Guitarcade hones your skills in mini-games that wouldn't look out of place in an old arcade. (Screenshot: CBSi)
The layout of the game's exercises and tutorials offer a lot of freedom with what you choose to learn. There is a whole section of the game dedicated to the absolute basics, such as putting on a guitar strap, how to hold a guitar or plucking a string. Being able to skip these and any component of the game allows people of varying skill levels to start at a level they're comfortable with. If something's too easy, skip ahead; if its too hard, then slow it down. Not being forced to go through a guitar strap tutorial before learning a song is a good thing.
In one weekend I found myself playing Arctic Monkeys' "R U Mine" at 94 per cent completion, Jack White's "Sixteen Saltines" at 96 per cent, and Deftones' "My Own Summer (Shove It)" at 99 per cent. That's not a bad effort from a guy who would ordinarily take weeks to learn one song.
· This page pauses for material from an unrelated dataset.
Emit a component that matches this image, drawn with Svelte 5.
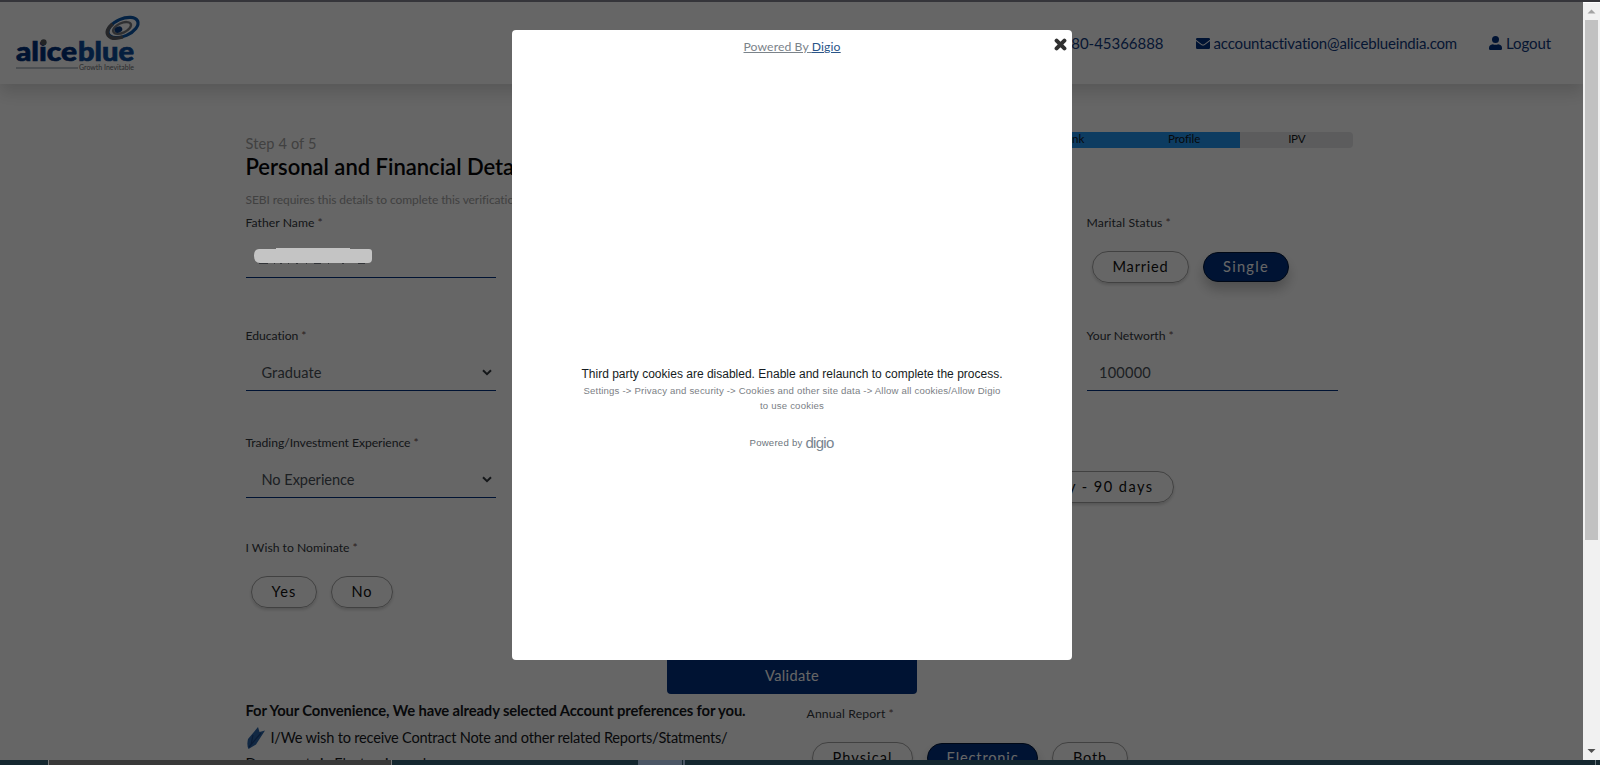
<script>
  // Tracks a line of text out (or in) so that it spans the given width.
  function fit(node, width) {
    if (!width) return;
    node.style.letterSpacing = '0px';
    const natural = node.getBoundingClientRect().width;
    const count = node.textContent.length;
    node.style.letterSpacing = `${((width - natural) / count).toFixed(3)}px`;
  }

  const steps = [
    { name: 'Email', w: 27, done: true },
    { name: 'PAN', w: 22, done: true },
    { name: 'Bank', w: 26, done: true },
    { name: 'Profile', w: 32, done: true },
    { name: 'IPV', w: 17, done: false }
  ];
</script>

{#snippet label(text, w)}
  <div class="label"><span use:fit={w}>{text}</span> <i>*</i></div>
{/snippet}

{#snippet pill(text, w, box, on)}
  <button class="pill" class:on style="width:{box}px"><span use:fit={w}>{text}</span></button>
{/snippet}

{#snippet select(text, w)}
  <div class="control select">
    <span use:fit={w}>{text}</span>
    <svg width="10" height="7" viewBox="0 0 10 7"><path d="M1 1.2 5 5.2 9 1.2" fill="none" stroke="#343a40" stroke-width="2" /></svg>
  </div>
{/snippet}

<div class="screen">
  <div class="strip"></div>
  <div class="view">
    <div class="page">
      <header>
        <svg class="logo" width="126" height="58" viewBox="0 0 126 58">
          <g transform="rotate(-24 107 12.5)" fill="none">
            <ellipse cx="107" cy="12.5" rx="16" ry="8.6" stroke="#0b56a8" stroke-width="3.2" />
            <path d="M103 21A16 8.6 0 0 1 99 4.9" stroke="#5d6066" stroke-width="3.6" />
            <ellipse cx="106" cy="12.5" rx="9.5" ry="4.8" stroke="#77797e" stroke-width="2.4" />
            <ellipse cx="102" cy="12.5" rx="4" ry="3" fill="#083b80" />
          </g>
          <text x="0" y="45.5" font-size="27" textLength="61" lengthAdjust="spacingAndGlyphs" fill="#00307c" stroke="#00307c" stroke-width=".7">alice</text>
          <text x="62" y="45.5" font-size="27" textLength="56" lengthAdjust="spacingAndGlyphs" fill="#0a4b9c" stroke="#0a4b9c" stroke-width=".7">blue</text>
          <circle cx="27.6" cy="27.2" r="3" fill="#55585e" />
          <path d="M0 53H62" stroke="#7f8d9c" stroke-width="1" />
          <text class="tag" x="63" y="55" font-size="6.6" textLength="55" lengthAdjust="spacingAndGlyphs" fill="#6b6f75">Growth Inevitable</text>
        </svg>
        <nav>
          <a href="#tel"><span use:fit={101}>080-45366888</span></a>
          <a href="#mail">
            <svg width="14" height="11" viewBox="0 0 14 11"><path d="M1.3 0H12.7Q14 0 14 1.3V1.8L8.2 6.2Q7 7 5.8 6.2L0 1.8V1.3Q0 0 1.3 0ZM0 3 5.3 7Q7 8.2 8.7 7L14 3V9.7Q14 11 12.7 11H1.3Q0 11 0 9.7Z" fill="#003080" /></svg>
            <span use:fit={244}>accountactivation@aliceblueindia.com</span>
          </a>
          <a href="#out">
            <svg width="13" height="14" viewBox="0 0 13 14"><circle cx="6.5" cy="3.5" r="3.5" fill="#003080" /><path d="M3.8 8.2Q6.5 9.4 9.2 8.2Q13 8.6 13 12V12.7Q13 14 11.7 14H1.3Q0 14 0 12.7V12Q0 8.6 3.8 8.2Z" fill="#003080" /></svg>
            <span use:fit={45}>Logout</span>
          </a>
        </nav>
      </header>

      <main>
        <div class="intro">
          <div class="titles">
            <div class="step"><span use:fit={71}>Step 4 of 5</span></div>
            <h1><span use:fit={289}>Personal and Financial Details</span></h1>
            <p><span use:fit={278}>SEBI requires this details to complete this verification.</span></p>
          </div>
          <div class="progress">
            {#each steps as s}
              <div class:done={s.done}><span use:fit={s.w}>{s.name}</span></div>
            {/each}
          </div>
        </div>

        <div class="row r1">
          <div class="col">
            {@render label('Father Name', 69)}
            <div class="control"></div>
          </div>
          <div class="col last">
            {@render label('Marital Status', 76)}
            <div class="pills">
              {@render pill('Married', 56, 97, false)}
              {@render pill('Single', 46, 86, true)}
            </div>
          </div>
        </div>

        <div class="row r2">
          <div class="col">
            {@render label('Education', 53)}
            {@render select('Graduate', 60)}
          </div>
          <div class="col last">
            {@render label('Your Networth', 79)}
            <div class="control value"><span use:fit={52}>100000</span></div>
          </div>
        </div>

        <div class="row r3">
          <div class="col">
            {@render label('Trading/Investment Experience', 165)}
            {@render select('No Experience', 93)}
          </div>
          <div class="settle">
            {@render pill('Quarterly - 90 days', 151, 192, false)}
          </div>
        </div>

        <div class="row r4">
          <div class="col">
            {@render label('I Wish to Nominate', 104)}
            <div class="pills">
              {@render pill('Yes', 25, 66, false)}
              {@render pill('No', 21, 62, false)}
            </div>
          </div>
        </div>

        <button class="validate"><span use:fit={54}>Validate</span></button>

        <div class="prefs">
          <div class="terms">
            <b><span use:fit={500}>For Your Convenience, We have already selected Account preferences for you.</span></b>
            <div class="term">
              <svg width="18" height="22" viewBox="0 0 18 22"><path d="M1 12 11 0 12.5 5 18 3.5 9 17.5 1.5 22Q-.5 18 1 12Z" fill="#2c64a8" /><path d="M2 20 14 6M6 8 4 18" stroke="#184584" stroke-width="1.2" /></svg>
              <span use:fit={457}>I/We wish to receive Contract Note and other related Reports/Statments/</span>
            </div>
            <div class="more"><span use:fit={191}>Documents in Electronic mode.</span></div>
          </div>
          <div class="report">
            {@render label('Annual Report', 79)}
            <div class="pills">
              {@render pill('Physical', 60, 101, false)}
              {@render pill('Electronic', 72, 111, true)}
              {@render pill('Both', 34, 76, false)}
            </div>
          </div>
        </div>
      </main>

      <div class="overlay"></div>
      <svg class="redacted" width="120" height="18" viewBox="0 0 120 18">
        <path d="M5 15.3h9M20 15.3h1M26 15.3h2M34 15.3h1M42 15.3h2M52 15.3h1M60 15.3h7M74 15.3h1M88 15.3h2M104 15.3h7" stroke="#26292d" />
        <path d="M5 1H22V0H96V1H115Q118 1 118 4V11Q118 15 114 15H6Q0 15 0 8Q0 1 5 1Z" fill="#c4c4c4" />
      </svg>

      <section class="modal">
        <div class="brand"><span use:fit={97}>Powered By <em>Digio</em></span></div>
        <svg class="close" width="13" height="13" viewBox="0 0 13 13"><path d="M2.6 2.6 10.4 10.4M10.4 2.6 2.6 10.4" stroke="#303030" stroke-width="4" stroke-linecap="round" /></svg>
        <div class="message">
          <div class="main"><span use:fit={421}>Third party cookies are disabled. Enable and relaunch to complete the process.</span></div>
          <div class="hint"><span use:fit={417}>Settings -&gt; Privacy and security -&gt; Cookies and other site data -&gt; Allow all cookies/Allow Digio</span></div>
          <div class="hint"><span use:fit={64}>to use cookies</span></div>
          <div class="by"><span use:fit={53}>Powered by</span><strong><span use:fit={28}>digio</span></strong></div>
        </div>
      </section>
    </div>
    <div class="scrollbar">
      <svg width="17" height="17" viewBox="0 0 17 17"><path d="M4.5 10.5 8.5 6.5 12.5 10.5Z" fill="#a3a3a3" /></svg>
      <div class="thumb"></div>
      <svg class="down" width="17" height="17" viewBox="0 0 17 17"><path d="M4.5 6 8.5 10 12.5 6Z" fill="#505050" /></svg>
    </div>
  </div>
  <div class="taskbar"><div class="search"></div><div class="active"></div><div class="tick"></div><div class="end"></div></div>
</div>

<style>
  .screen { width: 1600px; height: 765px; display: flex; flex-direction: column; overflow: hidden; background: #fff; font: 300 14.6px/20px Lato, "Open Sans", sans-serif; color: #212529; }
  .screen * { box-sizing: border-box; }
  span { white-space: pre; display: inline-block; }
  .strip { height: 2px; background: #35353a; flex: none; }
  .view { height: 758px; display: flex; flex: none; }
  .page { width: 1583px; height: 758px; position: relative; overflow: hidden; background: #fff; }

  header { height: 82px; padding: 0 32px 0 16px; display: flex; justify-content: space-between; box-shadow: 0 8px 16px rgba(0, 0, 0, .15); }
  .logo { margin-top: 13px; overflow: visible; }
  .logo text { font-family: Lato, sans-serif; font-weight: 900; }
  .logo .tag { font-weight: 400; }
  nav { display: flex; align-items: center; gap: 32px; }
  nav a { display: flex; align-items: center; gap: 4px; color: #103a80; text-decoration: none; font-size: 15px; font-weight: 400; }

  main { padding-left: 245.5px; }
  .intro { display: flex; height: 129px; }
  .titles { width: 544.5px; padding-top: 49px; }
  .step { height: 20px; line-height: 21px; color: #a2a2a2; font-weight: 400; }
  h1 { margin: 2px 0 0; font-size: 22px; line-height: 24px; font-weight: 600; color: #050608; }
  p { margin: 12px 0 0; font-size: 12px; line-height: 18px; color: #a2a2a2; font-weight: 400; }
  .progress { margin-top: 48px; width: 563px; height: 16px; display: flex; background: #e6e7e8; border-radius: 4px; overflow: hidden; }
  .progress div { flex: 1; text-align: center; font-size: 11.6px; line-height: 14px; color: #15181c; font-weight: 400; }
  .progress .done { background: #2196f3; }

  .row { display: flex; }
  .r1 { height: 113px; }
  .r2 { height: 107px; }
  .r3 { height: 105px; }
  .r4 { height: 111px; }
  .col { width: 250px; }
  .last { margin-left: 591px; width: 251px; }
  .label { height: 20px; font-size: 12.2px; line-height: 19px; display: flex; gap: 3px; font-weight: 400; color: #33383e; }
  .label i { font-style: normal; color: #6d5050; }
  .control { height: 45px; border-bottom: 1px solid #003080; }
  .select, .value { display: flex; align-items: center; justify-content: space-between; padding: 8px 4px 0 16px; color: #495057; font-weight: 400; }
  .select span, .value span { line-height: 21px; }
  .value { padding-left: 12.5px; }
  .pills { display: flex; align-items: center; gap: 14px; padding: 18px 0 0 5.5px; }
  .pill { height: 32px; padding: 0; border: 1px solid #a4a4a4; border-radius: 16px; background: transparent; font: 400 14.6px/18px Lato, sans-serif; color: #111; flex: none; box-shadow: 0 2px 3px rgba(0, 0, 0, .16); text-align: center; }
  .pill.on { height: 30px; background: #003080; border-color: #001638; color: #fff; box-shadow: 0 8px 12px rgba(0, 0, 0, .22); }
  .settle { padding: 38px 0 0 486.5px; }

  .validate { display: block; margin: -1px 0 0 421.5px; width: 250px; height: 46px; padding: 10px 0 0; border: 0; border-radius: 4px; background: #003080; color: #fff; font: 400 14.6px/20px Lato, sans-serif; }
  .prefs { display: flex; }
  .terms { width: 561px; padding-top: 5px; color: #15181c; }
  b { display: block; font-size: 14.8px; line-height: 22px; font-weight: 700; }
  .term { display: flex; align-items: center; gap: 6px; height: 24px; margin: 5px 0 0 1px; font-weight: 400; }
  .term span { line-height: 22px; }
  .more { height: 24px; line-height: 24px; font-weight: 400; margin-top: 2px; }
  .report { padding-top: 10px; }

  .overlay { position: absolute; inset: 0; background: rgba(0, 0, 0, .6); }
  .redacted { position: absolute; left: 254px; top: 246px; }
  .modal { position: absolute; left: 512px; top: 28px; width: 560px; height: 630px; background: #fff; border-radius: 4px; text-align: center; }
  .brand { padding-top: 7px; font-size: 12.2px; line-height: 20px; color: #7b838a; font-weight: 400; }
  .brand span, .brand em { text-decoration: underline; font-style: normal; }
  .brand em { color: #2a5588; }
  .close { position: absolute; right: 5.5px; top: 8px; }
  .message { font-family: "Liberation Sans", Arial, sans-serif; font-weight: 400; padding-top: 308px; }
  .main { font-size: 12px; line-height: 18px; color: #151c22; }
  .hint { font-size: 9.6px; line-height: 15px; color: #7b8085; }
  .by { display: flex; justify-content: center; align-items: center; gap: 3px; margin: 20px 1px 0 0; height: 20px; font-size: 9.6px; color: #6c757d; }
  strong { font-size: 15px; font-weight: 400; color: #788590; }

  .scrollbar { width: 17px; height: 757px; margin-top: 1px; background: #f1f1f1; display: flex; flex-direction: column; align-items: center; }
  .scrollbar svg { flex: none; }
  .thumb { width: 13px; height: 520px; background: #c1c1c1; }
  .down { margin-top: auto; }
  .taskbar { height: 5px; display: flex; background: #14272f; flex: none; }
  .search { margin-left: 48px; width: 344px; background: #393939; border: solid #777; border-width: 0 1px; }
  .active { margin-left: 246px; width: 44px; background: #4b5665; }
  .tick { margin-left: 1px; width: 2px; background: #4b5665; }
  .end { margin-left: auto; margin-right: 4px; width: 1px; background: #68757c; }
</style>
Anyone who picks up this game with some guitar playing experience will progress faster than someone who's never plucked a string, but the pacing is flexible enough for anyone's skill level and pace. I'm willing to bet there are plenty of little Yngwie Malmsteens out there who would do far better much faster.
It's a product that has managed to do something many teachers have failed to do — it makes me want to learn. I'm excited to go home and put in an hour or two of practice, and it seems disingenuous to think of it merely as a game or as a piece of tutoring software. Got a young one who's looking to emulate their rock idol or want to revisit your own shelved dreams? This is one of the better ways to do it.